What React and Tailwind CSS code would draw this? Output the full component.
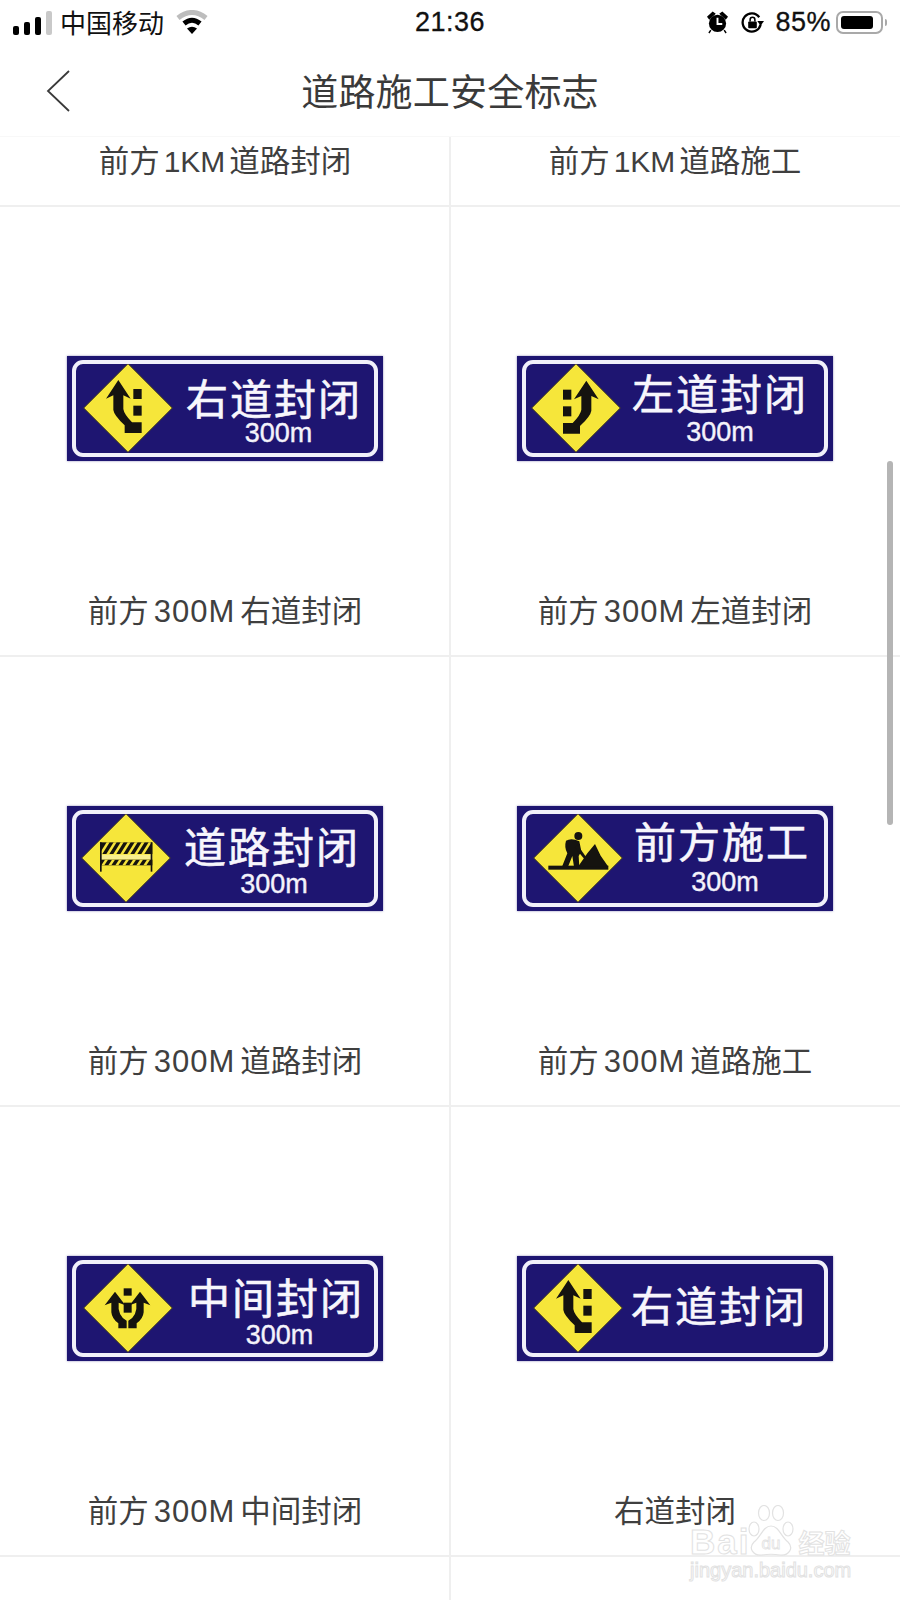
import React from "react";

const cjk = { fontFamily: '"Noto Sans CJK SC", "Noto Sans", sans-serif' };
const DARK = "#15130f";

function Arrow() {
  return (
    <g fill={DARK}>
      <path d="M103 48 L66 104 L88 94 L88 138 Q90 154 122 184 L122 207 L173 207 L173 175 L144 175 Q120 150 118 135 L118 94 L140 104 Z" />
      <rect x="148" y="75" width="25" height="30" />
      <rect x="148" y="125" width="25" height="30" />
    </g>
  );
}

function Barrier() {
  const top = [0, 1, 2, 3, 4, 5, 6];
  return (
    <g>
      <rect x="54" y="85" width="157" height="35" fill={DARK} />
      {top.map((i) => (
        <path key={i} d={`M${52 + i * 21} 120 L${74 + i * 21} 85 L${83 + i * 21} 85 L${61 + i * 21} 120 Z`} fill="#f5e33a" />
      ))}
      <rect x="54" y="122" width="157" height="15" fill="#f8ef8f" />
      <rect x="54" y="137" width="157" height="17" fill={DARK} />
      {top.map((i) => (
        <path key={i} d={`M${58 + i * 21} 154 L${69 + i * 21} 137 L${78 + i * 21} 137 L${67 + i * 21} 154 Z`} fill="#f5e33a" />
      ))}
      <rect x="54" y="85" width="5" height="88" fill={DARK} />
      <rect x="206" y="85" width="5" height="88" fill={DARK} />
    </g>
  );
}

function Worker() {
  return (
    <g fill={DARK}>
      <rect x="43" y="155" width="180" height="12" />
      <path d="M132 158 L160 118 L183 90 L200 125 L223 158 Z" />
      <circle cx="133" cy="66" r="12" />
      <path d="M96 80 Q112 70 136 82 L142 112 L134 126 L136 158 L120 158 L115 126 L102 158 L84 158 L100 118 Q90 100 96 80 Z" />
      <path d="M130 92 L160 134 L154 139 L122 100 Z" />
    </g>
  );
}

function Middle() {
  return (
    <g fill={DARK}>
      <rect x="119" y="73" width="24" height="22" />
      <rect x="119" y="116" width="24" height="30" />
      <path d="M93 83 L62 124 L82 116 L82 145 Q84 165 103 178 L103 193 L128 193 L128 170 Q100 155 104 116 L124 124 Z" />
      <path d="M168 83 L199 124 L179 116 L179 145 Q177 165 158 178 L158 193 L133 193 L133 170 Q161 155 157 116 L137 124 Z" />
    </g>
  );
}

function Diamond({ icon, className }) {
  return (
    <svg viewBox="0 0 264 264" className={`w-[88px] h-[88px] shrink-0 overflow-visible ${className}`}>
      <path d="M132 -1 L265 132 L132 265 L-1 132 Z" fill="#f6e63a" stroke="#3a3420" strokeWidth="3" />
      {icon === "right" && <Arrow />}
      {icon === "left" && (
        <g transform="translate(266,2) scale(-1,1)">
          <Arrow />
        </g>
      )}
      {icon === "barrier" && <Barrier />}
      {icon === "worker" && <Worker />}
      {icon === "middle" && <Middle />}
    </svg>
  );
}

function Sign({ icon, title, dist = true, diamond, col, distClass }) {
  return (
    <div className="w-[316px] h-[105px] bg-[#1e1571] px-[5px] py-[4px] shadow-[0_0_2px_rgba(30,20,112,0.5)]">
      <div className="h-full border-[4px] border-[#f1f0fa] rounded-[11px] flex items-start overflow-hidden" style={cjk}>
        <Diamond icon={icon} className={diamond} />
        <div className={`flex flex-col items-center ${col}`}>
          <div className="text-[#f7f6fc] text-[42px] leading-[44px] tracking-[2px] whitespace-nowrap [-webkit-text-stroke:0.6px_#f7f6fc]">{title}</div>
          {dist && (
            <div className={`text-[#f4f3fb] text-[27px] leading-[26px] whitespace-nowrap font-['Liberation_Sans',sans-serif] [-webkit-text-stroke:0.4px_#f4f3fb] ${distClass}`}>300m</div>
          )}
        </div>
      </div>
    </div>
  );
}

const RIGHT_LINE = "shadow-[inset_-1px_0_0_#efefef,1px_0_0_#efefef]";

function Cell({ sign, children, right }) {
  return (
    <div className={`h-[450px] border-b-2 border-[#efefef] flex flex-col items-center pt-[149px] ${right ? "" : RIGHT_LINE}`}>
      {sign}
      <Label>{children}</Label>
    </div>
  );
}

function Label({ children, className = "mt-[126px]" }) {
  return (
    <div className={`text-[30.5px] leading-[44px] text-[#3f3f3f] whitespace-nowrap ${className}`} style={cjk}>
      {children}
    </div>
  );
}

const Num = () => <span className="mx-[5px] text-[31px] tracking-[1px] font-['Liberation_Sans',sans-serif]">300M</span>;
const Km = () => <span className="mx-[4px] text-[30px] font-['Liberation_Sans',sans-serif]">1KM</span>;

function StatusBar() {
  return (
    <div className="h-[44px] flex items-center text-[#111] relative">
      <div className="flex items-end gap-[5px] ml-[13px] h-[24px] mt-[1px]">
        <span className="w-[6px] h-[9px] rounded-[2px] bg-black" />
        <span className="w-[6px] h-[13px] rounded-[2px] bg-black" />
        <span className="w-[6px] h-[18px] rounded-[2px] bg-black" />
        <span className="w-[6px] h-[24px] rounded-[2px] bg-[#c9c9c9]" />
      </div>
      <div className="ml-[8px] text-[26px] leading-[42px] whitespace-nowrap" style={cjk}>中国移动</div>
      <svg viewBox="0 0 32 24" className="w-[32px] h-[24px] ml-[12px]">
        <path d="M2 8 Q16 -3 30 8" fill="none" stroke="#bdbdbd" strokeWidth="5" />
        <path d="M8 13.5 Q16 7 24 13.5" fill="none" stroke="#000" strokeWidth="5" />
        <path d="M11 18.5 Q16 15 21 18.5 L16 24 Z" fill="#000" />
      </svg>
      <div className="absolute left-[415px] top-[1px] text-[27px] leading-[42px] tracking-[0.5px] font-['Liberation_Sans',sans-serif] [-webkit-text-stroke:0.3px_#111]">21:36</div>
      <div className="ml-auto flex items-center mr-[13px]">
        <svg viewBox="0 0 22 24" className="w-[21px] h-[23px]">
          <circle cx="11" cy="13" r="9" fill="#000" />
          <path d="M11 7 V13.5 H16" fill="none" stroke="#fff" strokeWidth="2" />
          <path d="M1 6 L6 1.5 L8 3 L2.5 8 Z M21 6 L16 1.5 L14 3 L19.5 8 Z M4 20 L2 23 M18 20 L20 23" fill="#000" stroke="#000" strokeWidth="1.5" />
        </svg>
        <svg viewBox="0 0 24 24" className="w-[23px] h-[23px] ml-[13px]">
          <path d="M20.5 14 A9.5 9.5 0 1 1 19 6.5" fill="none" stroke="#000" strokeWidth="2.4" />
          <path d="M17 10.5 L24 10.5 L20.5 15.5 Z" fill="#000" />
          <rect x="7.5" y="11" width="9" height="7" rx="1" fill="#000" />
          <path d="M9.5 11 V9 A2.5 2.5 0 0 1 14.5 9 V11" fill="none" stroke="#000" strokeWidth="1.6" />
        </svg>
        <div className="ml-[11px] text-[27px] leading-[42px] tracking-[0.5px] font-['Liberation_Sans',sans-serif] [-webkit-text-stroke:0.3px_#111]">85%</div>
        <div className="ml-[5px] w-[47px] h-[23px] rounded-[7px] border-2 border-[#a9a9a9] p-[3px]">
          <div className="w-[32px] h-full rounded-[3px] bg-black" />
        </div>
        <div className="w-[2px] h-[7px] bg-[#a9a9a9] ml-[2px] rounded-r-[2px]" />
      </div>
    </div>
  );
}

function Header() {
  return (
    <div className="h-[93px] flex items-center justify-center relative border-b border-[#f8f8f8]">
      <svg viewBox="0 0 24 42" className="w-[24px] h-[42px] absolute left-[46px] top-[26px]">
        <path d="M23 1 L2 21 L23 41" fill="none" stroke="#3a3a3a" strokeWidth="1.8" />
      </svg>
      <div className="text-[37px] leading-[48px] text-[#3a3a3a] tracking-[0.2px]" style={cjk}>道路施工安全标志</div>
    </div>
  );
}

function Watermark() {
  const out = "text-white [-webkit-text-stroke:1px_#e2e2e2] font-['Liberation_Sans',sans-serif] whitespace-nowrap";
  return (
    <div className="absolute left-[690px] top-[1503px] w-[162px] flex flex-col items-start pointer-events-none">
      <div className="flex items-end h-[54px]">
        <span className={`${out} text-[35px] leading-[30px] font-bold tracking-[2px]`}>Bai</span>
        <svg viewBox="0 0 48 52" className="w-[48px] h-[52px] -ml-[3px]">
          <g fill="#fff" stroke="#e2e2e2" strokeWidth="1.2">
            <ellipse cx="7" cy="24" rx="5" ry="7" />
            <ellipse cx="17" cy="8" rx="5.5" ry="7.5" />
            <ellipse cx="31" cy="8" rx="5.5" ry="7.5" />
            <ellipse cx="41" cy="24" rx="5" ry="7" />
            <path d="M24 21 C32 21 34 32 41 37 C47 43 42 51 33 50 C27 49 21 49 15 50 C6 51 1 43 7 37 C14 32 16 21 24 21 Z" />
          </g>
          <text x="24" y="44" textAnchor="middle" fontSize="17" fontFamily="Liberation Sans" fill="#fff" stroke="#e2e2e2" strokeWidth="0.8">du</text>
        </svg>
        <span className={`${out} text-[26px] leading-[30px] ml-[3px] font-bold`} style={cjk}>经验</span>
      </div>
      <div className={`${out} text-[20px] leading-[24px] mt-[1px]`}>jingyan.baidu.com</div>
    </div>
  );
}

export default function App() {
  return (
    <div className="w-[900px] h-[1600px] bg-white relative overflow-hidden">
      <StatusBar />
      <Header />
      <div className="grid grid-cols-2">
        <div className={`h-[70px] border-b-2 border-[#efefef] flex justify-center ${RIGHT_LINE}`}>
          <Label className="mt-0">前方<Km />道路封闭</Label>
        </div>
        <div className="h-[70px] border-b-2 border-[#efefef] flex justify-center">
          <Label className="mt-0">前方<Km />道路施工</Label>
        </div>

        <Cell sign={<Sign icon="right" title="右道封闭" diamond="ml-[8px]" col="ml-[14px] mt-[11px]" distClass="mt-[1px] ml-[9px]" />}>前方<Num />右道封闭</Cell>
        <Cell right sign={<Sign icon="left" title="左道封闭" diamond="ml-[6px]" col="ml-[12px] mt-[6px]" distClass="mt-[5px]" />}>前方<Num />左道封闭</Cell>

        <Cell sign={<Sign icon="barrier" title="道路封闭" diamond="ml-[6px]" col="ml-[14px] mt-[9px]" distClass="mt-[4px] ml-[4px]" />}>前方<Num />道路封闭</Cell>
        <Cell right sign={<Sign icon="worker" title="前方施工" diamond="ml-[8px]" col="ml-[12px] mt-[4px]" distClass="mt-[7px] ml-[6px]" />}>前方<Num />道路施工</Cell>

        <Cell sign={<Sign icon="middle" title="中间封闭" diamond="ml-[8px]" col="ml-[16px] mt-[10px]" distClass="mt-[4px] ml-[7px]" />}>前方<Num />中间封闭</Cell>
        <Cell right sign={<Sign icon="right" title="右道封闭" dist={false} diamond="ml-[8px]" col="ml-[9px] mt-[18px]" />}>右道封闭</Cell>

        <div className={`h-[44px] ${RIGHT_LINE}`} />
        <div className="h-[44px]" />
      </div>
      <div className="absolute left-[887px] top-[461px] w-[6px] h-[364px] rounded-full bg-[#b5b5b5]" />
      <Watermark />
    </div>
  );
}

○ ○ ○

**Exercise requirements:**
Write out every line of the data that holds the word "React".

**Written solution:**
What React and Tailwind CSS code would draw this? Output the full component.
import React from "react";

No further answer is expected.